My response that the prosecutors could assess such factors in a historical and high-crime context went unheeded.

While many areas of police misconduct were effectively investigated with undercover recordings, grand jury subpoenas and other tested investigative methods, brutality issues remained unchecked.

Fast forward: the Cook County special prosecutors issued a special grand jury report in 2007, finding that the commander of the major crime district under investigation — along with numerous police officers under his command — systematically tortured, sometimes over days, potentially unreliable confessions out of suspects in serious crimes during a period extending over 20 years through suffocation techniques (think waterboarding and extraordinary rendition), electric shocking devices and steaming radiators — claims with unique circumstances that if repeated by multiple complainants in separate cases would be highly probative of a modus operandi that would cause prosecutors to look very closely at the allegations.

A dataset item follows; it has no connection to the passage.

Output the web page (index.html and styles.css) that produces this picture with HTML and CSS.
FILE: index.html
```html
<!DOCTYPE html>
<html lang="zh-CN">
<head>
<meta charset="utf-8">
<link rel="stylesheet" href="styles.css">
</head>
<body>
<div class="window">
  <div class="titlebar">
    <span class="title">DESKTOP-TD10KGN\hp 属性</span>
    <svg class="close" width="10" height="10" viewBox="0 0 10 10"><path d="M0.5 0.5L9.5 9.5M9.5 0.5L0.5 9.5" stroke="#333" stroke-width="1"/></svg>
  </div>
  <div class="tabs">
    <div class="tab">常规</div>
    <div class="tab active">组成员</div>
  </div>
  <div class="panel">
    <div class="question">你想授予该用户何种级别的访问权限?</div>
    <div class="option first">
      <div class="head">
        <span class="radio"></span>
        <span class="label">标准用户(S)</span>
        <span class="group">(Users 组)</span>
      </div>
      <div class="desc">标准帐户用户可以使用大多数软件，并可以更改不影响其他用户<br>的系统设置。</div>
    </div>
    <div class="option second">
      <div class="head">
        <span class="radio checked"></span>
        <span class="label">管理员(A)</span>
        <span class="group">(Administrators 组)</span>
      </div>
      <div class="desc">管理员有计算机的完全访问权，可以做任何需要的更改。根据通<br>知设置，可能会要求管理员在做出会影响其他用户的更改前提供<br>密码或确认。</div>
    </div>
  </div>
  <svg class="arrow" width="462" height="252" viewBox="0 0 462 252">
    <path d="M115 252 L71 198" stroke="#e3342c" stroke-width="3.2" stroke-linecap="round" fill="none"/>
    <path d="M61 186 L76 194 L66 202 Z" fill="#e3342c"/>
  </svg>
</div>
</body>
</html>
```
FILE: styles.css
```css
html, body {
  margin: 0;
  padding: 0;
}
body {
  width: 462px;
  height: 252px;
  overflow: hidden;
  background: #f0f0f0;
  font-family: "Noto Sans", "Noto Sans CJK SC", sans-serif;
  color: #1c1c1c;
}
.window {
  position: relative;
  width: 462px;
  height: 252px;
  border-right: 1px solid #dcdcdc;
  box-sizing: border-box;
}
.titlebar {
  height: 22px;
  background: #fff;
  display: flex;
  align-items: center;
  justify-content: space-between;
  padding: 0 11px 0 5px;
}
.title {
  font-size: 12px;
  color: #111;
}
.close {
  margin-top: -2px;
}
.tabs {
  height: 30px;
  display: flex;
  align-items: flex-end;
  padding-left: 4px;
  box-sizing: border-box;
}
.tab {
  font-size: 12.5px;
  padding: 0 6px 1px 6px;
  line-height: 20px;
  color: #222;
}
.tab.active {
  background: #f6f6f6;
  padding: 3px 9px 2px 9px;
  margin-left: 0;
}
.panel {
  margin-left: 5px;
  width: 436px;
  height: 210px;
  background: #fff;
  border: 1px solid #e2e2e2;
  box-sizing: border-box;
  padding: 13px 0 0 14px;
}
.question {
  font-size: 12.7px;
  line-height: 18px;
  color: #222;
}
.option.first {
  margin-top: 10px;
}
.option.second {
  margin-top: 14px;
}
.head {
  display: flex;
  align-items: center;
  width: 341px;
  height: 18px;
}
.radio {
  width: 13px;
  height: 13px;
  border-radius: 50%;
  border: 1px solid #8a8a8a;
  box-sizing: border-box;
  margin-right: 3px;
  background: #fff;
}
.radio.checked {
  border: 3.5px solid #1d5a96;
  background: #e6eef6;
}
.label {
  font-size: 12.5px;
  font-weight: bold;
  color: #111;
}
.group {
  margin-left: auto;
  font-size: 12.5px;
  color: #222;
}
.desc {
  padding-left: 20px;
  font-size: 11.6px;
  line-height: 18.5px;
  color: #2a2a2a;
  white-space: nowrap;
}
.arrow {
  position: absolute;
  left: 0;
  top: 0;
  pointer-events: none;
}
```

In recent years, as word of long-term systematic torture surfaced, the then-governor of Illinois suspended the imposition of all death penalty sentences in the state out of concern about police confession testimony and coercive tactics. In a number of death row “confession” cases, modern DNA evidence had actually established the innocence of death row defendants.

After extreme media and public pressure, Chicago police are now required to video-record defendant interviews under a new Illinois law.

So again, what does this have to do with the Eugene Police Department and its union?

Eugene, thank goodness, is not Chicago. However, the Magaña and Lara cases stand as stark reminders that when police supervisors and internal affairs officers failed to correlate a series of sexual abuse complaints over years by females, including drug addicts and prostitutes, to determine if there was an m.o. of sexual coercion (rather than automatically accepting the credibility of the officer against witnesses of dubious credibility), systematic misconduct can happen anywhere. Fellow officers averting their eyes from patterns of misconduct under a blue code of silence may have also invited the systematic abuse that took place right here in sleepy Bluejean, Oregon.

Rather than resisting a review system voted into law with intelligence-insulting assertions that the independent auditor’s salary is a form of bribery that encourages false claims against police, the union ought to be cooperating with the independent auditor in supporting the discipline of officers whose conduct has tarnished the badge of honor — while at the same time constructively aiding in the exoneration of officers against whom untrue claims have been lodged. In that respect, the union has a right to demand the full protections of due process in the independent auditor’s procedures.

I have deep respect — and in many instances affection — for law enforcement officers, including many Eugene Police Department officers, with whom I have worked to prosecute the guilty in a full range of crimes.

I would vouch without hesitation for these officers’ well-earned reputation for impeccable integrity. The police officers as an overwhelming whole deserve the respect and support of the community.

I am also a supporter of public employee unions, but the recent actions and statements by Eugene police union officials have not served their membership of overwhelmingly honorable men and women. The union and the police at large need to accept and work within this new system after the dismal failure of the prior system. The public they serve has spoken.

The new system needs to thoroughly investigate claims, including a possible history of misconduct, while assiduously providing procedural due process to the accused officer to insure that the system works fairly and is respected by all.

Caricatures, name-calling and spurious bribery claims by the union leadership have diminished its credibility, presumably within and certainly outside the police department, and have created division on an issue where there should be unity — rooting out the occasional bad cop in a fair and timely manner.

The lessons of Chicago are a sobering reminder that unreasonable positions by a union can yield tragic outcomes, such as innocents sitting on death row or rogue cops preying on the most vulnerable among us right here in Eugene.